God answers prayers! These are the kind of prayers you know are God’s will because they’re in Scripture. And then bring them into your world, okay? When you have a big decision, I mean, it’s age appropriate, but as early as possible and when appropriate, you know, like, if you have a big decision about a job or what school to go to or should you relocate – bring them in together.

And then open up the Bible and say, “Here’s what God promises.” So, you teach them, “Your life is based on promises, not circumstance.” And the promise is, “If any man lack wisdom, any woman lack wisdom,” in other words, if you don’t know what to do, “ask of God who gives to all men generously and without reproach.”

And so, you say, “God promised He would give it, so we need to seek Him.” And so, times when my kids were small it was, “We don’t have a car that works. We’re going to ask God for wisdom about what to do.”

And another time it was, “Well, should we move or not? So, mom and I are, we’re not going to eat anything all today and all tomorrow.”

“You mean…?” They didn’t know what fasting was. “But, you know, there will be some food on the table, now, you can join us if you want, but for the next two days, we’re going to talk with God and we’re going to seek His face because He promised that He answers prayer when you seek Him.”

Well guess what my kids learned? They learned, “That’s what you do when you don’t know what to do!” Right? Because at the end of the day, they don’t do what we say anyway. They do what we do. So, model for them what it looks like to seek God.

And then finally, this is a no-brainer and maybe the most difficult. Teach them to monitor their exposure to the media. We’re back into Romans 12, “And do not be conformed to this world, but be,” what? You guys ought to know this one by now, “transformed,” how? “by the renewing of their mind, so that,” so what? “they could prove, they could test,” you know what this word means? So, your kids or the people in your Bible study, could experience what God’s will is.

And did you notice it’s not hard, difficult, unfruitful, no fun, lousy life? What’s it say? Circle those three words. “So they might experience the good, well-pleasing or acceptable will of God.”

See, they make wise decisions, they end up with the right mate. They make wise decisions, they end up with the right mission. They make wise decisions, they end up with the right Master. And He is for them and He has unlimited power!

Our job, as parents, is to help them make wise decisions. Where are they getting the most information about unwise decisions? It’s from the media. I mean, just imagine, sit a kid for five or ten years in front of, you know, five or ten years of reality shows; five or ten years of, unless you’re an Idol, you’re a nobody. Unless you’re a star, you’re a nobody. Unless you’re…

And then ask ourselves, and then put something in front of them where they kill people for hours, why are we surprised when those values come out in their life?

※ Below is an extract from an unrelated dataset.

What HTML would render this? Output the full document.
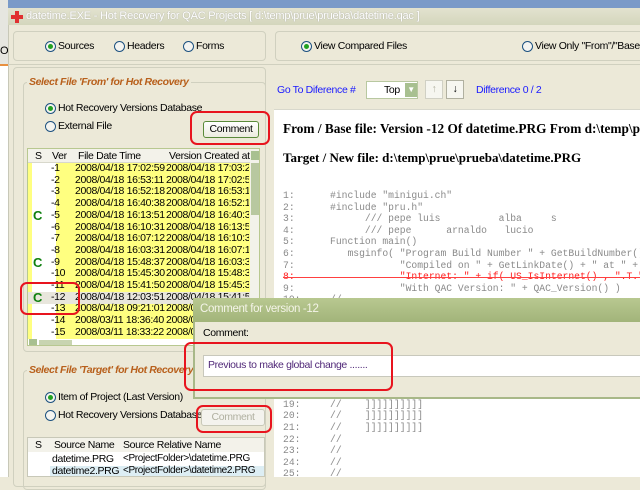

Now here’s what I want you to get, did you notice it doesn’t say, “Teach your kids what they can and cannot watch.” What’s it say? “Teach your kids to monitor their exposure.”

You want your kids when they hit the fourteen, fifteen, and sixteen and then say, “We want to go to this new movie, all of our friends are going to this movie, want to buy this…

You ask, “Well, why? What’s it rated? What do you think God wants you to do? What’s the basis of it? What’s it about? Have you read the review?” I want, I told my kids, “Okay, you know, it was one, it was a little shaky.” “I want you to pray about it for twenty-four hours; you ask God whether He wants you to go there or not.” See, you don’t always have to have these power struggles.

And, by the way, sometimes it’s not all bad. When they want to do something and you know it’s not the best thing but it’s not going to kill them, let them do it. And then don’t bail them out.

How do you learn to make wise decisions? How did you learn? You made dumb decisions. But you make dumb decisions that have bad consequences.

And so, a wise parent is what you want to do is you want to get them to where they are saying, “That’s not good for me. That’s not good for me. I’m not going to watch that. These are my convictions.” Because nothing magical is going to happen if you set all the boundaries and you keep it really tight.

  1. A) they’ll sneak around, they can see anything with their friends on the internet. And B) when they go away to school, so what, you think a little magic light is going on, “Oh, everything I’ve ever heard from my parents I think I’ll start obeying now, when I can do anything I want with anybody I want.”

See, wisdom is teaching them where they monitor their exposure, they come up with, ask them, “How much time do you think you should have? How many texts do you think would be wise Ask them, let them set some goals.

You’d be really interested, they’ll ask for the moon, but, you know, as you set some boundaries, some of your kids are desperate for a mom or a dad who says, “No, you can’t do that,” so they can turn and blame you with their peers and go, “Oh, you know my parents. They are just so, you know, I can’t do it.” But in their heart of hearts they’re going, “Thank you, Mom. Thank you, Dad. Thank you, Mom. Thank you, Dad because I didn’t have to stand up to that. You gave me the out.”

Be the bad parent. Take that in context, will you? But be the, be the person that your kids can lean on to say, “Well, you know how my parents are. They…” And their friends will go, “Oh, yeah.” “I can’t go to that because…”

If there is ever a day where kids need courageous, godly, holy moms and dads, who set loving, winsome boundaries, it’s today. So, teach them to saturate their minds with the truth, help them build godly relationships with good mentors, and then demonstrate how to discover God’s wisdom on your journey, and then teach them to monitor their input of media.

Because at the end of the day, they’re going to walk out of your house sooner or later. Here’s the life message you want them to get: Righteous choices bring life and peace; wrong choices bring sin and death.

You want your kids, when they’re going to get in that car; you want your kids when that young man says, “I’ve got a condom;” you want your kids when they’re making a decision about money; you want your kids in those windows of time to know, “Righteous choices bring life and peace; wrong choices bring sin and death.”

And you want their heart filled with a sense of God’s love and holiness so they choose life.